*WRITTEN PROBLEM:*
Check each line of the records below and collect those that include the word "screenshot".

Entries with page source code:
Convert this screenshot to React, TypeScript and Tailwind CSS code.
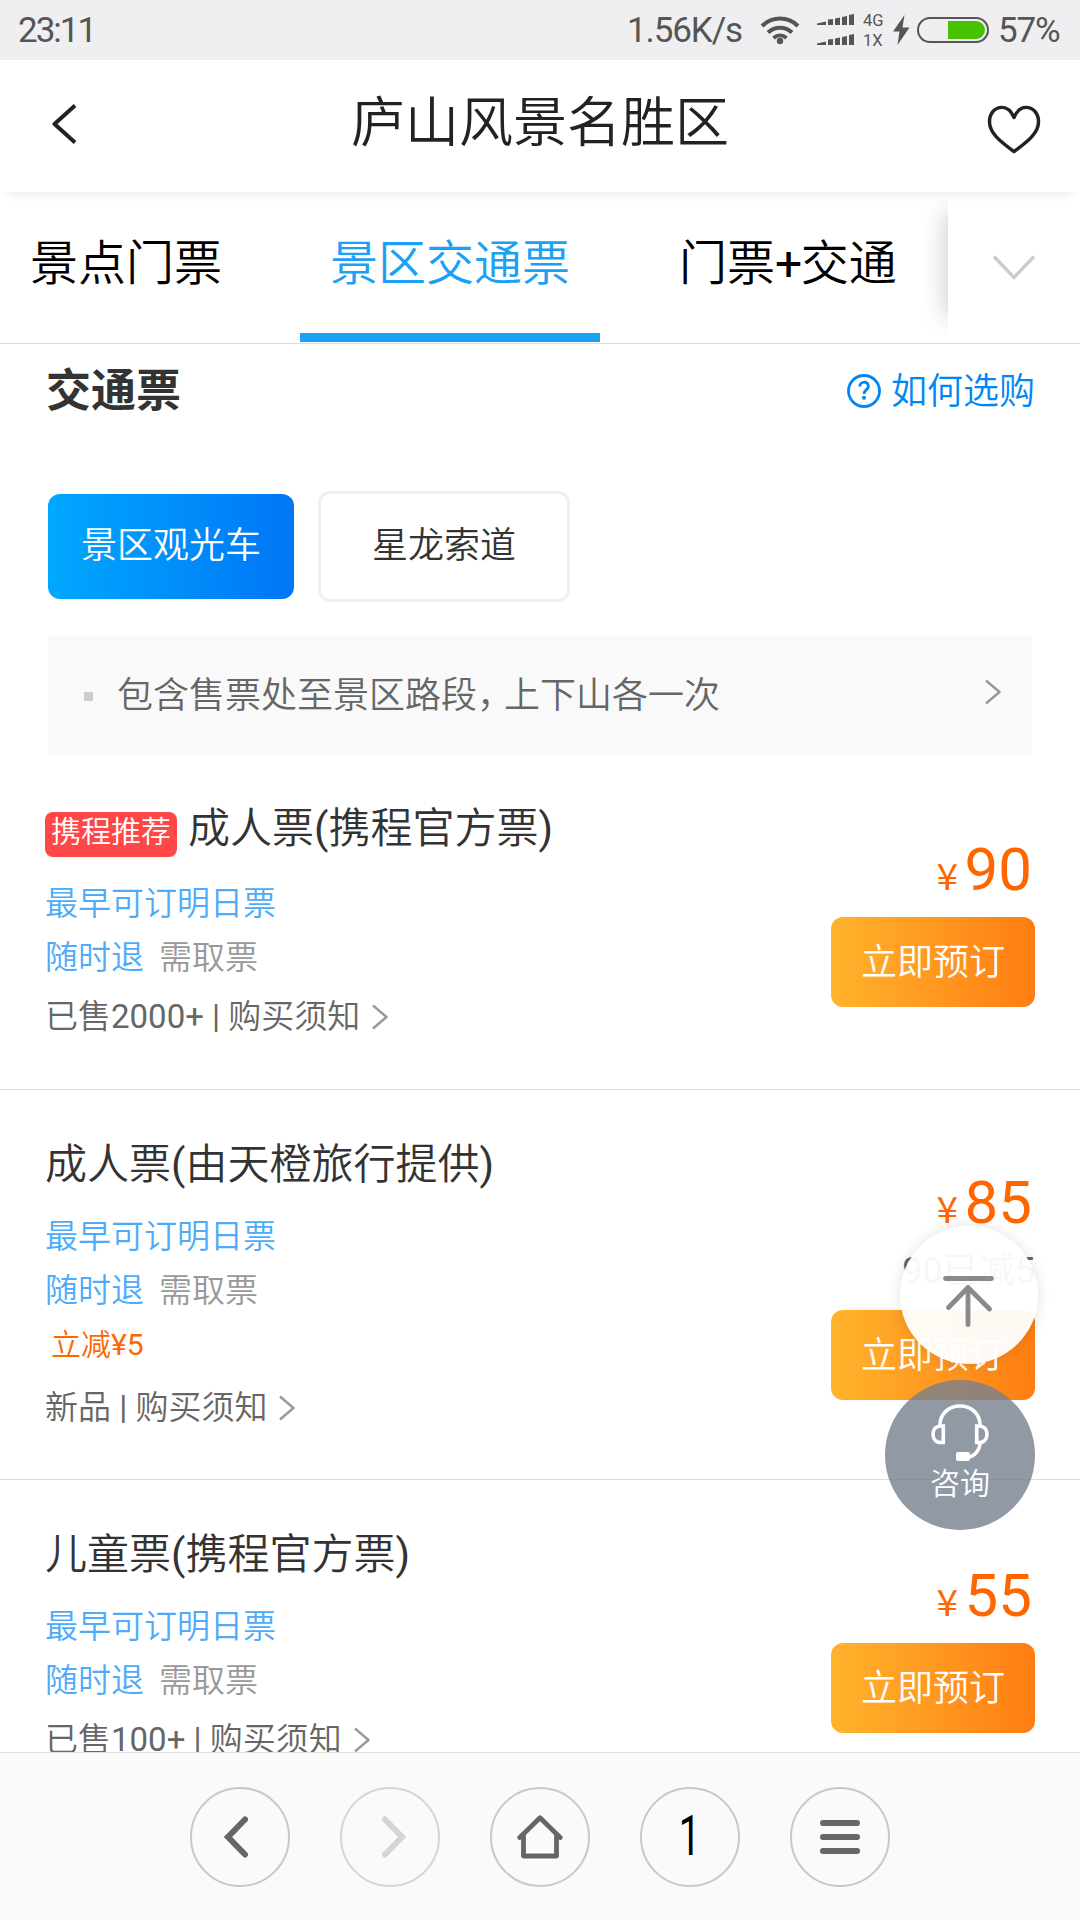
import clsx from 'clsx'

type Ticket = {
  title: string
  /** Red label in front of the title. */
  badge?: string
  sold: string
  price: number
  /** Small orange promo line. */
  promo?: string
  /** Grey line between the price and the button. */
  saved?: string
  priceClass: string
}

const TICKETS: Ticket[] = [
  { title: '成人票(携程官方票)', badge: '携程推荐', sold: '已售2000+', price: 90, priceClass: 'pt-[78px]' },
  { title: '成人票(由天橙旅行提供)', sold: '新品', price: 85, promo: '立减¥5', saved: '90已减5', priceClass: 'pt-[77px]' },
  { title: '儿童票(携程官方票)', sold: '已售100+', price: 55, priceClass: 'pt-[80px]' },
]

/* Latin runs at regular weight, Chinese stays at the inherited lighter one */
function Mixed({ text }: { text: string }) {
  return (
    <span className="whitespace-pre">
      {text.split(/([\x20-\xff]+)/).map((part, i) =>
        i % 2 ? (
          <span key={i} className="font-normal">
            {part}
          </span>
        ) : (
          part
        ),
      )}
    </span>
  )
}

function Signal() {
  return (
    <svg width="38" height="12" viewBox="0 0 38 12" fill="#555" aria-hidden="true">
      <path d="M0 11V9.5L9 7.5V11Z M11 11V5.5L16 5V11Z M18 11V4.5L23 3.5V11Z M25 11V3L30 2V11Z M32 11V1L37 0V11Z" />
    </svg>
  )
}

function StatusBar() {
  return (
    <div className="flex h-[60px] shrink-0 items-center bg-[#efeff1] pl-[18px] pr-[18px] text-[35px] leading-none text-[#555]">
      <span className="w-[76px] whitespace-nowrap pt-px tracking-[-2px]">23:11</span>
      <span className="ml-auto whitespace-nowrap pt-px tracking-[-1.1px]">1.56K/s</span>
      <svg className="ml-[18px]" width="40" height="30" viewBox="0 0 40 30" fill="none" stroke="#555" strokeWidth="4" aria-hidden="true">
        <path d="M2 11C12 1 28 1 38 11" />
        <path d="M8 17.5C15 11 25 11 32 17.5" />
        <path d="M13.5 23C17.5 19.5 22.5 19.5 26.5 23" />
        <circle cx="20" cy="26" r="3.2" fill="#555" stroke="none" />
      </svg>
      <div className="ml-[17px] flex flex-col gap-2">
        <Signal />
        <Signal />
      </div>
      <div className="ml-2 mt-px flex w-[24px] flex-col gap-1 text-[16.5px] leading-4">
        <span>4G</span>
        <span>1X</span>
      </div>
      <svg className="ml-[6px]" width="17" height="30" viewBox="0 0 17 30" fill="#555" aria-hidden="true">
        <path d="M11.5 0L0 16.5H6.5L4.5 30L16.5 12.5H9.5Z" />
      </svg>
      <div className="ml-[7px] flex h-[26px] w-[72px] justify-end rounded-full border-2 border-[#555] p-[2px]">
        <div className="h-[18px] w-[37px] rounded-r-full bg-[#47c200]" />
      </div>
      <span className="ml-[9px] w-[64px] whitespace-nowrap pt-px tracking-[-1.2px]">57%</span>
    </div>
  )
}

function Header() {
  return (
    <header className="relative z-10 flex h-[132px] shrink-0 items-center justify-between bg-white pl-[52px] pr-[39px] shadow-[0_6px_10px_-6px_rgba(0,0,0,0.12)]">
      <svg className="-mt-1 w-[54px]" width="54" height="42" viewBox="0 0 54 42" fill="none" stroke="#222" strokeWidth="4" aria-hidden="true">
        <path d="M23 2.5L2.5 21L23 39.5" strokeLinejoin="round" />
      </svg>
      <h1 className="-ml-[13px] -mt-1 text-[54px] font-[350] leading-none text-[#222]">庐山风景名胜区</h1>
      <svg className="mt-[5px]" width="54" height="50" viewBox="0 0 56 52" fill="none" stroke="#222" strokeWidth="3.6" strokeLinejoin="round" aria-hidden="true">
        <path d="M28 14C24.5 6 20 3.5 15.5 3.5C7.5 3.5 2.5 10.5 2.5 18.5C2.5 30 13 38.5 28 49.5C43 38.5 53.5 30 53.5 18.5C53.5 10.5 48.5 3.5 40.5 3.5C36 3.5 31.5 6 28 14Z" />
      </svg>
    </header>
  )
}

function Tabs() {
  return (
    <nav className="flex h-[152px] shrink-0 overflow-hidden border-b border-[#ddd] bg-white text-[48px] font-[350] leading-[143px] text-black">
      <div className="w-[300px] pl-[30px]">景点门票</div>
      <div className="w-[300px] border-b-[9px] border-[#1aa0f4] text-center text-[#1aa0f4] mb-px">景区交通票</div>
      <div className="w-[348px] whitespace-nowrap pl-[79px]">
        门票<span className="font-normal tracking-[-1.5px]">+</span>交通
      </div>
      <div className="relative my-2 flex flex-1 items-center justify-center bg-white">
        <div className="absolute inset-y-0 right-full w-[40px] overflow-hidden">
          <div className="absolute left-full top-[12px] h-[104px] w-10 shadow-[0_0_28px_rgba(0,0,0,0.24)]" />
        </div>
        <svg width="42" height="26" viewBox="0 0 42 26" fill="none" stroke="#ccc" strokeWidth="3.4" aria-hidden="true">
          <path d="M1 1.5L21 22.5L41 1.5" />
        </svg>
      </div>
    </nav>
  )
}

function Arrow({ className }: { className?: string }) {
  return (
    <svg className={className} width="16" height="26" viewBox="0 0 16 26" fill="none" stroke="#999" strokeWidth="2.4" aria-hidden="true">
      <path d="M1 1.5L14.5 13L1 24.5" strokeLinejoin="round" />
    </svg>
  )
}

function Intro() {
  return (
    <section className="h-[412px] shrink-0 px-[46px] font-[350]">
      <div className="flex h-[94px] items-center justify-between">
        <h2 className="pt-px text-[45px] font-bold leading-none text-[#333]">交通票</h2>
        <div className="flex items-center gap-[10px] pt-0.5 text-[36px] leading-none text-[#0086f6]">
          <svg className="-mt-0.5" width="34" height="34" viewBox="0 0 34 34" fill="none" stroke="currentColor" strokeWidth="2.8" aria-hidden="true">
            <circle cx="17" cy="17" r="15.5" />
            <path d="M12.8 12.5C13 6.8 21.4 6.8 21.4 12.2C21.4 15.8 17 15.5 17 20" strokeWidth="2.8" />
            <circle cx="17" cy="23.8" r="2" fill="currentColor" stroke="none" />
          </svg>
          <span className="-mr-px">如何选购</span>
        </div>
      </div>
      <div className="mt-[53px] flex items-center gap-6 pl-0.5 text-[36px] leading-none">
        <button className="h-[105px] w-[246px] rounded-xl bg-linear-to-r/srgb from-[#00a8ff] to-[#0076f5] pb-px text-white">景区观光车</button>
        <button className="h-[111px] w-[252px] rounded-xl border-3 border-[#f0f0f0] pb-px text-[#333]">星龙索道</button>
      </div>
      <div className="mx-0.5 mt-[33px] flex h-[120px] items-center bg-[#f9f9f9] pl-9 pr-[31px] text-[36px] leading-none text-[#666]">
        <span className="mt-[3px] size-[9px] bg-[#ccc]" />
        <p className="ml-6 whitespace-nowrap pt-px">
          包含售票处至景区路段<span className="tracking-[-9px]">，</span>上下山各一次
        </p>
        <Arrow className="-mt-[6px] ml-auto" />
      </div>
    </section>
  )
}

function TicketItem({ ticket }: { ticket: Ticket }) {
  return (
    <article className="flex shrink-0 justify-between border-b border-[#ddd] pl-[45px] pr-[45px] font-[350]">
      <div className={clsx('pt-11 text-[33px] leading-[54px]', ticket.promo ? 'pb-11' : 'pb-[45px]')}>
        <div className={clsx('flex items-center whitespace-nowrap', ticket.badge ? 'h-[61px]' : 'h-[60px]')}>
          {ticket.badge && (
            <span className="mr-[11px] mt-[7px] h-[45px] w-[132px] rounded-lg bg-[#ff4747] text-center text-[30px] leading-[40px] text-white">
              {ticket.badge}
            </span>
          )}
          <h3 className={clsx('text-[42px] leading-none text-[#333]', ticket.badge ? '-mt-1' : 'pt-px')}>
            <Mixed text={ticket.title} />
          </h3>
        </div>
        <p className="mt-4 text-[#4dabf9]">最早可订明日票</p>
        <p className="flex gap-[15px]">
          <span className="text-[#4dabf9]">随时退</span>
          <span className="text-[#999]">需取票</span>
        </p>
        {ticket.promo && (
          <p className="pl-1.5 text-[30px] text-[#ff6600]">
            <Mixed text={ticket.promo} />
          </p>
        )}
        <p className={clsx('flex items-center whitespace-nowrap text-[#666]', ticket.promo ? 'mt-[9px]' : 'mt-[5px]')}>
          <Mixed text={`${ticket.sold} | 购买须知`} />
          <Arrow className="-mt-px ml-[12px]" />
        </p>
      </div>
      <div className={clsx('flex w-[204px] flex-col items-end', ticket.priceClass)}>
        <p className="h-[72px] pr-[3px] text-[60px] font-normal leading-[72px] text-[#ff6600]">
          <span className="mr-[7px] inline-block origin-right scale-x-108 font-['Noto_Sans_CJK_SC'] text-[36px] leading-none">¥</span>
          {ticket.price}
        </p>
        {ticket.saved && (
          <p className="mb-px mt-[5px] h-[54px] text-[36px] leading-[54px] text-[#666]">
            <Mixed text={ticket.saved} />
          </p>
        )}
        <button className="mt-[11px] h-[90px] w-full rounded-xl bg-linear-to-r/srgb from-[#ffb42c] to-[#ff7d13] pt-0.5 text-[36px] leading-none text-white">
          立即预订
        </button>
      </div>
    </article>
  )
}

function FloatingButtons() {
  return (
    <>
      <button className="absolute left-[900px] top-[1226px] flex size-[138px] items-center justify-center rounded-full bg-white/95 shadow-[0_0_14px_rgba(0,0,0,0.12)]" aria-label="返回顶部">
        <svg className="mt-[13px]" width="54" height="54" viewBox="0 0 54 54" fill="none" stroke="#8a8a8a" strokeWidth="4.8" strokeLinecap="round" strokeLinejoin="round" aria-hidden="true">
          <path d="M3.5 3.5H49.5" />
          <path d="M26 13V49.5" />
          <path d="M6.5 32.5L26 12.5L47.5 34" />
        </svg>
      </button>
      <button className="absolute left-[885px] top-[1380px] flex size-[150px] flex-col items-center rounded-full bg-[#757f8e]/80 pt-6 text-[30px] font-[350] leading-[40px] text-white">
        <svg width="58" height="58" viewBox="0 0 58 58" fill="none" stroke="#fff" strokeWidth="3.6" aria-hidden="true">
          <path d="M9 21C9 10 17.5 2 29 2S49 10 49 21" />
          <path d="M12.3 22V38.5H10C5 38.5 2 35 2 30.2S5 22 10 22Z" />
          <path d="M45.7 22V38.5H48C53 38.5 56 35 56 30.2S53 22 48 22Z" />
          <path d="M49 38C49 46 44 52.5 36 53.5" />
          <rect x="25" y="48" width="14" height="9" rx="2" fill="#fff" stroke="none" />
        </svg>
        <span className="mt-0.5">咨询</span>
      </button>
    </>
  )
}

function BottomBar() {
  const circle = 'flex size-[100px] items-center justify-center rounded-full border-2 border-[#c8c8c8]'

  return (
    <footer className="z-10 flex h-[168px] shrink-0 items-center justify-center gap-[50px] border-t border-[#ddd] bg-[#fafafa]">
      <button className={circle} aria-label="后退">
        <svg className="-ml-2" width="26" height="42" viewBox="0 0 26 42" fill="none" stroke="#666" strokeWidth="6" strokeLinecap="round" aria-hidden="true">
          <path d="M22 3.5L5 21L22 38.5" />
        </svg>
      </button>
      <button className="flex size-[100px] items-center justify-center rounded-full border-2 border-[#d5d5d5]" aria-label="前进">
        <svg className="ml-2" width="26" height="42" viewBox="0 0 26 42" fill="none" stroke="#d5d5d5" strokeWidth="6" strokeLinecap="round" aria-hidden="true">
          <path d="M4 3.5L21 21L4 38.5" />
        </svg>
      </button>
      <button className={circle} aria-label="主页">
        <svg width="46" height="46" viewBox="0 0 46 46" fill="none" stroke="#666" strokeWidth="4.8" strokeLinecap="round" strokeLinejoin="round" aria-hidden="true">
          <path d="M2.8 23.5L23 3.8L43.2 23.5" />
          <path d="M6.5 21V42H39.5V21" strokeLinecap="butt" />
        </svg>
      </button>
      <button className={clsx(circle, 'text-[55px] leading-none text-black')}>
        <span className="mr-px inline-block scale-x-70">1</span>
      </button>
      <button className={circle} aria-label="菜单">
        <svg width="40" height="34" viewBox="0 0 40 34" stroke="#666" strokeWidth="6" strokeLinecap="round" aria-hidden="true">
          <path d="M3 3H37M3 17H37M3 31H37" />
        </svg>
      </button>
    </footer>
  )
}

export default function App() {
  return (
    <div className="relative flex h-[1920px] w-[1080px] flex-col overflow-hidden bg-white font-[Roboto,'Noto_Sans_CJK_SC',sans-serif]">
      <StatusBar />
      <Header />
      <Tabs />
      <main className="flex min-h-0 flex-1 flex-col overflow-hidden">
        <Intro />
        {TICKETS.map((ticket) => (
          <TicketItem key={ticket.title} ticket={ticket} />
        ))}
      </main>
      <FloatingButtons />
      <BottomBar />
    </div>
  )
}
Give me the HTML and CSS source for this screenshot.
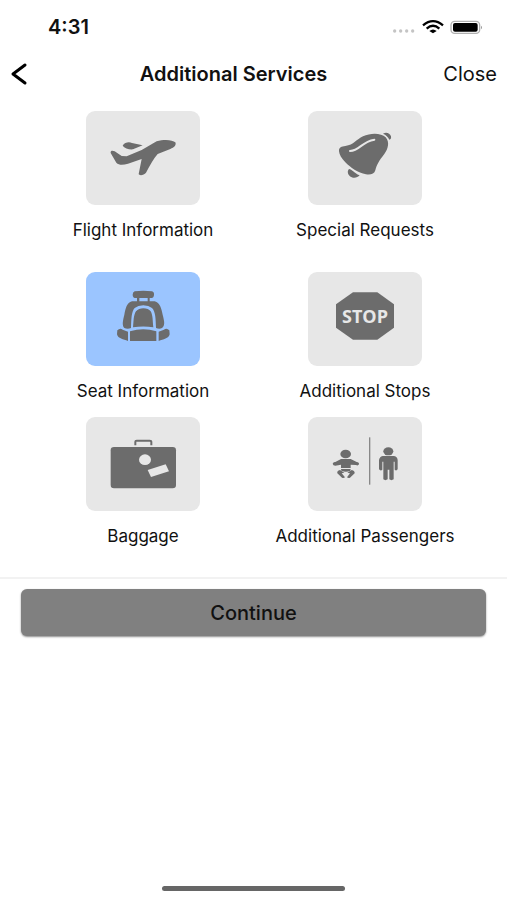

*RESULT OF THE EXERCISE:*
Convert this screenshot to React, TypeScript and Tailwind CSS code.
Give me the HTML and CSS source for this screenshot.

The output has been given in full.